1. Never go shopping with Cordelia Naismith Vorkosigan.

2. Never mess with Veronica Mars.

3. If in doubt, nuke the planet from orbit. It’s the only way to be sure.

4. Never get involved in a land war in Asia.

5. Don’t go up against a Sicilian when death is on the line.

6. Always take a banana to a party.

7. Don’t wear a T-shirt reading “Clone” around Captain Jack.

8. There can only be one.*

9. Don’t forget your towel.

Have I missed anything important?

*(I have no idea why I’m currently obsessed with Highlander; I haven’t seen it in years, and I was never thrilled with the “rape as an object lesson” sub-plot.

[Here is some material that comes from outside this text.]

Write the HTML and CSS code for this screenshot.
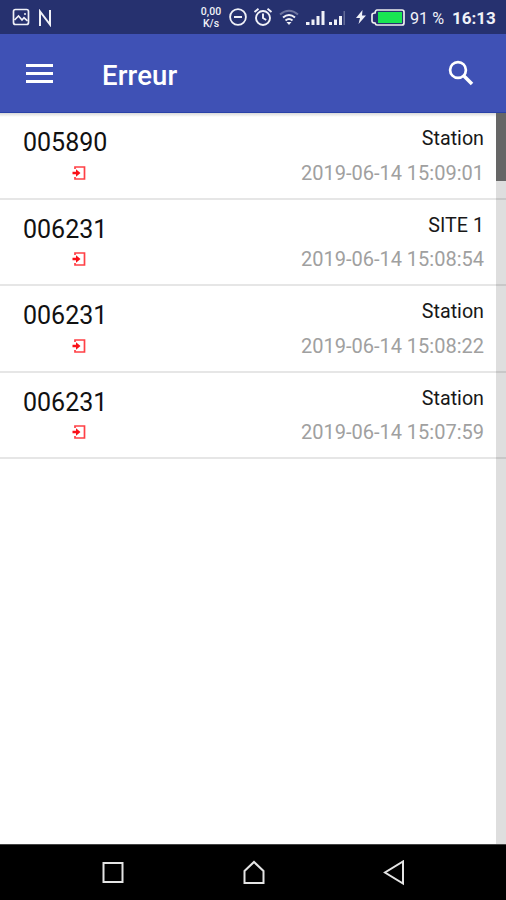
FILE: index.html
```
<!DOCTYPE html>
<html lang="fr">
<head>
<meta charset="utf-8">
<title>Erreur</title>
<link rel="stylesheet" href="styles.css">
</head>
<body>
<div class="screen">
  <header class="status">
    <svg class="picture" width="18" height="18" viewBox="0 0 18 18" fill="none" stroke="currentColor" stroke-width="1.700"><rect x="1.500" y="1.500" width="15" height="15" rx="2"/><path d="M2.500 12l4-4 3.500 4 2-2.200 3.500 3M12 6h2"/></svg>
    <svg class="notif" width="14" height="18" viewBox="0 0 14 18" fill="none" stroke="currentColor" stroke-width="2"><path d="M2 17V2.500l10 13V1"/></svg>
    <div class="speed"><span>0,00</span><span>K/s</span></div>
    <svg class="dnd" width="18" height="18" viewBox="0 0 18 18" fill="none" stroke="currentColor" stroke-width="1.800"><circle cx="9" cy="9" r="7.900"/><path d="M5 9h8" stroke-width="2"/></svg>
    <svg class="alarm" width="20" height="20" viewBox="0 0 20 20" fill="none" stroke="currentColor" stroke-width="1.900"><circle cx="10" cy="11" r="7"/><path d="M1.500 5l4-3.300M18.500 5l-4-3.300M10 6.500V11l3.200 2"/></svg>
    <svg class="wifi" width="20" height="17" viewBox="0 0 20 17" fill="none" stroke="currentColor" stroke-width="2"><path d="M1 5.500Q10-2 19 5.500" opacity=".35"/><path d="M4 8.500q6-5 12 0M6.500 11.500q3.500-3 7 0"/><path d="M7.500 13h5L10 16z" fill="currentColor" stroke="none"/></svg>
    <svg class="signal" width="39" height="16" viewBox="0 0 39 16" fill="currentColor"><path d="M0 12h3.500v3H0zM5.500 9.500h3V15h-3zM10.500 6h3v9h-3zM15.500 1h3v14h-3zM23 12h3v3h-3zM28 9.500h3V15h-3zM33 6h3v9h-3z"/><path d="M37.500 1h1.500v14h-1.500z" opacity=".3"/></svg>
    <svg class="bolt" width="12" height="14" viewBox="0 0 12 14" fill="currentColor"><path d="M7.500 0L1 8h4l-1.500 6L11 5.500H7z"/></svg>
    <svg class="battery" width="34" height="17" viewBox="0 0 34 17"><path d="M6 1h25q2 0 2 2v11q0 2-2 2H6q-1.500 0-2-2-3 0-3-2V6q0-2 3-2 .5-3 2-3z" fill="#26316f" stroke="#eee" stroke-width="1.700"/><path d="M7 3h24v11H7z" fill="#18e552"/></svg>
    <span class="level">91 %</span>
    <span class="clock">16:13</span>
  </header>
  <nav class="toolbar">
    <svg class="menu" width="27" height="20" viewBox="0 0 27 20" fill="currentColor"><path d="M0 0h27v3H0zM0 8h27v3H0zM0 16h27v3H0z"/></svg>
    <h1 class="title">Erreur</h1>
    <svg class="search" width="26" height="26" viewBox="0 0 26 26" fill="none" stroke="currentColor"><circle cx="10" cy="10" r="7.900" stroke-width="2.700"/><path d="M15.500 15.500l8.500 8.500" stroke-width="3.500"/></svg>
  </nav>
  <main class="content">
    <ul class="list">
      <li class="row"><div class="entry"><span class="code">005890</span><svg class="enter" width="15" height="16" viewBox="0 0 15 16"><path d="M3 4V2h9.500v12H3v-2" fill="none" stroke="#ff4046" stroke-width="1.700"/><path d="M.5 6.800h3.500V4.200L8.500 8 4 11.800V9.200H.5z" fill="#fa1018"/></svg></div><div class="details"><span class="place">Station</span><time class="date">2019-06-14 15:09:01</time></div></li>
      <li class="row"><div class="entry"><span class="code">006231</span><svg class="enter" width="15" height="16" viewBox="0 0 15 16"><path d="M3 4V2h9.500v12H3v-2" fill="none" stroke="#ff4046" stroke-width="1.700"/><path d="M.5 6.800h3.500V4.200L8.500 8 4 11.800V9.200H.5z" fill="#fa1018"/></svg></div><div class="details"><span class="place">SITE 1</span><time class="date">2019-06-14 15:08:54</time></div></li>
      <li class="row"><div class="entry"><span class="code">006231</span><svg class="enter" width="15" height="16" viewBox="0 0 15 16"><path d="M3 4V2h9.500v12H3v-2" fill="none" stroke="#ff4046" stroke-width="1.700"/><path d="M.5 6.800h3.500V4.200L8.500 8 4 11.800V9.200H.5z" fill="#fa1018"/></svg></div><div class="details"><span class="place">Station</span><time class="date">2019-06-14 15:08:22</time></div></li>
      <li class="row"><div class="entry"><span class="code">006231</span><svg class="enter" width="15" height="16" viewBox="0 0 15 16"><path d="M3 4V2h9.500v12H3v-2" fill="none" stroke="#ff4046" stroke-width="1.700"/><path d="M.5 6.800h3.500V4.200L8.500 8 4 11.800V9.200H.5z" fill="#fa1018"/></svg></div><div class="details"><span class="place">Station</span><time class="date">2019-06-14 15:07:59</time></div></li>
    </ul>
    <div class="track"><div class="thumb"></div></div>
  </main>
  <footer class="keys">
    <svg width="24" height="26" viewBox="0 0 24 26"><path d="M2.500 3h19v19h-19z"/></svg>
    <svg width="24" height="26" viewBox="0 0 24 26"><path d="M2.500 23V11L12 2l9.500 9v12z"/></svg>
    <svg width="24" height="26" viewBox="0 0 24 26"><path d="M21 1.500v22L3 12.500z"/></svg>
  </footer>
</div>
</body>
</html>
```
FILE: styles.css
```
* { box-sizing: border-box; }
body { margin: 0; font-family: Roboto, "Liberation Sans", sans-serif; }
svg { display: block; flex: none; }
.screen { width: 506px; height: 900px; display: flex; flex-direction: column; background: #fff; overflow: hidden; }

.status { height: 34px; flex: none; display: flex; align-items: center; background: #26316f; color: #f0f1f8; white-space: nowrap; }
.picture { margin-left: 12px; }
.notif { margin-left: 8px; margin-top: 2px; }
.speed { width: 22px; margin: 1px 0 0 148px; display: flex; flex-direction: column; align-items: center; font-size: 10.5px; line-height: 12px; font-weight: 500; }
.dnd { margin-left: 7px; }
.alarm { margin-left: 6px; }
.wifi { margin-left: 6px; }
.signal { margin-left: 7px; margin-top: 2px; }
.bolt { margin-left: 10px; }
.battery { margin-left: 4px; }
.level { width: 36px; margin: 3px 0 0 5px; font-size: 16.2px; line-height: 31px; }
.clock { margin: 2px 0 0 6px; font-size: 17px; line-height: 32px; font-weight: 700; }

.toolbar { height: 79px; flex: none; display: flex; align-items: center; padding: 0 32px 0 26px; background: #3f51b5; border-bottom: 1px solid #2941a8; color: #fff; }
.menu { margin-top: 2px; }
.title { margin: 5px 0 0 49px; font-size: 27.5px; line-height: 32px; font-weight: 500; letter-spacing: .15px; }
.search { margin-left: auto; }

.content { flex: 1; position: relative; background: linear-gradient(#d8d8d8, #fff 4px); }
.list { margin: 0; padding: 0; list-style: none; }
.row { height: 86.5px; display: flex; justify-content: space-between; padding: 0 22px 0 23px; border-bottom: 2px solid #e6e6e6; }
.entry { width: 90px; padding-top: 15.4px; }
.code { display: block; font-size: 25px; line-height: 30px; color: #111; }
.enter { margin: 6.6px 0 0 49px; }
.details { display: flex; flex-direction: column; align-items: flex-end; padding-top: 14.4px; }
.place { font-size: 19.7px; line-height: 24px; color: #181818; }
.date { margin-top: 9.6px; font-size: 20px; line-height: 24px; color: #a0a0a0; }
.track { position: absolute; top: 0; right: 0; bottom: 0; width: 10px; background: rgba(0, 0, 0, .13); }
.thumb { height: 68px; background: #666; }

.keys { height: 56px; flex: none; display: flex; justify-content: space-between; align-items: center; padding: 0 100px 0 101px; background: #000; border-top: 1px solid #444; }
.keys path { fill: none; stroke: #e4e4e4; stroke-width: 2; }
```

Yet I keep making jokes about it recently.)

A Glimpse Into My Thought Processes

Posted 24 September 2008 in by Catriona

I was listening to Tripod’s “Astronaut,” a song about the lack of a Japanese space programme, and heard these lyrics:

Because you can’t carry out a ninja style assassination dressed as an astronaut,
It’s the luminous fabric (Too visible.)
And they don’t let you (Ooo-ooo)
Use a samurai sword when you’re an astronaut,
You might puncture the suit.
You might depressurise, like a Gremlin in a microwave.

And then my thoughts ran roughly along these lines:

Hee!

No, wait.

What happens to Gremlins when you put them in microwaves? They explode, don’t they?

But they don’t explode because they depressurise, do they? It’s more of a . . . boiling effect.

Ew.

But, then, you do explode when you depressurise, yes? (Wait, wasn’t there a Mythbusters episode about that? No, that’s not important.)

So is that a sufficient similarity to make that an effective simile? After all, they both explode.

No, but they explicitly suggest that Gremlins in microwaves depressurise, and I’m fairly certain that’s not what happens.

You know, I really don’t think that’s the best simile.

No wonder my students think I’m overly pedantic.

Great song, though.

Today's Deeply Philosophical Question

Posted 22 September 2008 in by Catriona

If there can only be one, why does it have to be Christopher Lambert?